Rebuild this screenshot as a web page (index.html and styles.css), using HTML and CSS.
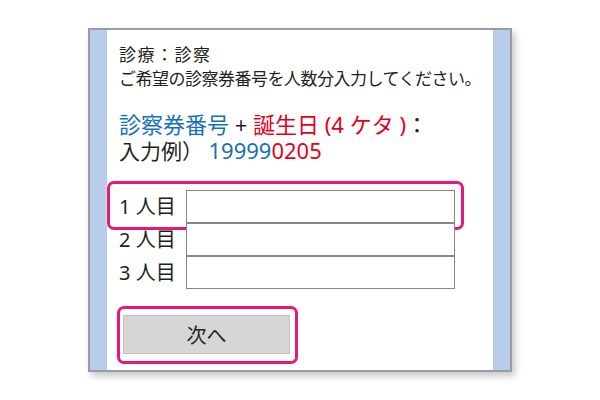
FILE: index.html
```html
<!DOCTYPE html>
<html lang="ja">
  <head>
    <meta charset="UTF-8" />
    <title>診療：診察</title>
    <link rel="stylesheet" href="styles.css">
  </head>
  <body>
    <div class="stage">
      <div class="frame">
        <div class="side"></div>
        <div class="content">
          <p class="lead lead-title">診療：診察</p>
          <p class="lead">ご希望の診察券番号を人数分入力してください。</p>

          <div class="hint">
            <p class="hint-rule"><span class="blue">診察券番号</span> + <span class="red">誕生日 (4 ケタ )</span>：</p>
            <p>入力例） <span class="blue num">19999</span><span class="red num">0205</span></p>
          </div>

          <form class="entry-form">
            <div class="entry-row">
              <label class="entry-label" for="p1">1 人目</label>
              <input class="entry-input" id="p1" type="text" />
              <span class="mark mark-row"></span>
            </div>
            <div class="entry-row">
              <label class="entry-label" for="p2">2 人目</label>
              <input class="entry-input" id="p2" type="text" />
            </div>
            <div class="entry-row">
              <label class="entry-label" for="p3">3 人目</label>
              <input class="entry-input" id="p3" type="text" />
            </div>

            <div class="next-wrap">
              <button type="button" class="next-button">次へ</button>
              <span class="mark mark-button"></span>
            </div>
          </form>
        </div>
        <div class="side"></div>
      </div>
    </div>
  </body>
</html>
```

FILE: styles.css
```css
* {
  margin: 0;
  padding: 0;
  box-sizing: border-box;
}

body {
  font-family: "Noto Sans", "Noto Sans CJK JP", sans-serif;
  background: white;
  color: #231f20;
  height: 100vh;
}

.stage {
  height: 100vh;
  display: flex;
  align-items: center;
  justify-content: center;
}

.frame {
  width: 424px;
  height: 344px;
  display: flex;
  border: 2px solid #9b9ba8;
  box-shadow: 3px 4px 7px rgba(0, 0, 0, 0.22);
  background: white;
}

.side {
  width: 17px;
  background: #b8cde9;
}

.content {
  flex: 1;
  padding: 13px 12px 0 12px;
  background: white;
}

.lead {
  font-size: 17px;
  line-height: 24px;
  letter-spacing: -0.5px;
}

.lead-title {
  letter-spacing: 1.5px;
}

.hint {
  margin-top: 20px;
  font-size: 21px;
  line-height: 26px;
}

.hint-rule {
  font-size: 22px;
}

.blue {
  color: #1670b9;
}

.red {
  color: #e5001d;
}

.num {
  font-size: 22px;
}

.entry-form {
  margin-top: 26px;
}

.entry-row {
  position: relative;
  display: flex;
  align-items: center;
  height: 33px;
}

.entry-label {
  width: 67px;
  font-size: 20px;
  line-height: 33px;
}

.entry-input {
  width: 269px;
  height: 33px;
  border: 1px solid #8a8686;
  background: white;
  font-size: 16px;
  font-family: inherit;
}

.entry-input:focus {
  outline: none;
}

.next-wrap {
  position: relative;
  display: inline-block;
  margin: 26px 0 0 4px;
}

.next-button {
  display: block;
  width: 167px;
  height: 39px;
  background: #d6d6d6;
  border: 1px solid #c2c2c2;
  color: #231f20;
  font-family: inherit;
  font-size: 20px;
  cursor: pointer;
}

.mark {
  position: absolute;
  border: 3px solid #e8187a;
  border-radius: 7px;
  box-shadow: 0 0 2px rgba(255, 255, 255, 0.9);
  pointer-events: none;
}

.mark-row {
  left: -12px;
  top: -9px;
  right: 17px;
  bottom: -7px;
}

.mark-button {
  left: -6px;
  top: -9px;
  right: -8px;
  bottom: -10px;
}
```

— Given instruction —
Print the listing above in full, exactly as written. Omit any pictures.

— The solution —
Rebuild this screenshot as a web page (index.html and styles.css), using HTML and CSS.
FILE: index.html
```html
<!DOCTYPE html>
<html lang="ja">
  <head>
    <meta charset="UTF-8" />
    <title>診療：診察</title>
    <link rel="stylesheet" href="styles.css">
  </head>
  <body>
    <div class="stage">
      <div class="frame">
        <div class="side"></div>
        <div class="content">
          <p class="lead lead-title">診療：診察</p>
          <p class="lead">ご希望の診察券番号を人数分入力してください。</p>

          <div class="hint">
            <p class="hint-rule"><span class="blue">診察券番号</span> + <span class="red">誕生日 (4 ケタ )</span>：</p>
            <p>入力例） <span class="blue num">19999</span><span class="red num">0205</span></p>
          </div>

          <form class="entry-form">
            <div class="entry-row">
              <label class="entry-label" for="p1">1 人目</label>
              <input class="entry-input" id="p1" type="text" />
              <span class="mark mark-row"></span>
            </div>
            <div class="entry-row">
              <label class="entry-label" for="p2">2 人目</label>
              <input class="entry-input" id="p2" type="text" />
            </div>
            <div class="entry-row">
              <label class="entry-label" for="p3">3 人目</label>
              <input class="entry-input" id="p3" type="text" />
            </div>

            <div class="next-wrap">
              <button type="button" class="next-button">次へ</button>
              <span class="mark mark-button"></span>
            </div>
          </form>
        </div>
        <div class="side"></div>
      </div>
    </div>
  </body>
</html>
```

FILE: styles.css
```css
* {
  margin: 0;
  padding: 0;
  box-sizing: border-box;
}

body {
  font-family: "Noto Sans", "Noto Sans CJK JP", sans-serif;
  background: white;
  color: #231f20;
  height: 100vh;
}

.stage {
  height: 100vh;
  display: flex;
  align-items: center;
  justify-content: center;
}

.frame {
  width: 424px;
  height: 344px;
  display: flex;
  border: 2px solid #9b9ba8;
  box-shadow: 3px 4px 7px rgba(0, 0, 0, 0.22);
  background: white;
}

.side {
  width: 17px;
  background: #b8cde9;
}

.content {
  flex: 1;
  padding: 13px 12px 0 12px;
  background: white;
}

.lead {
  font-size: 17px;
  line-height: 24px;
  letter-spacing: -0.5px;
}

.lead-title {
  letter-spacing: 1.5px;
}

.hint {
  margin-top: 20px;
  font-size: 21px;
  line-height: 26px;
}

.hint-rule {
  font-size: 22px;
}

.blue {
  color: #1670b9;
}

.red {
  color: #e5001d;
}

.num {
  font-size: 22px;
}

.entry-form {
  margin-top: 26px;
}

.entry-row {
  position: relative;
  display: flex;
  align-items: center;
  height: 33px;
}

.entry-label {
  width: 67px;
  font-size: 20px;
  line-height: 33px;
}

.entry-input {
  width: 269px;
  height: 33px;
  border: 1px solid #8a8686;
  background: white;
  font-size: 16px;
  font-family: inherit;
}

.entry-input:focus {
  outline: none;
}

.next-wrap {
  position: relative;
  display: inline-block;
  margin: 26px 0 0 4px;
}

.next-button {
  display: block;
  width: 167px;
  height: 39px;
  background: #d6d6d6;
  border: 1px solid #c2c2c2;
  color: #231f20;
  font-family: inherit;
  font-size: 20px;
  cursor: pointer;
}

.mark {
  position: absolute;
  border: 3px solid #e8187a;
  border-radius: 7px;
  box-shadow: 0 0 2px rgba(255, 255, 255, 0.9);
  pointer-events: none;
}

.mark-row {
  left: -12px;
  top: -9px;
  right: 17px;
  bottom: -7px;
}

.mark-button {
  left: -6px;
  top: -9px;
  right: -8px;
  bottom: -10px;
}
```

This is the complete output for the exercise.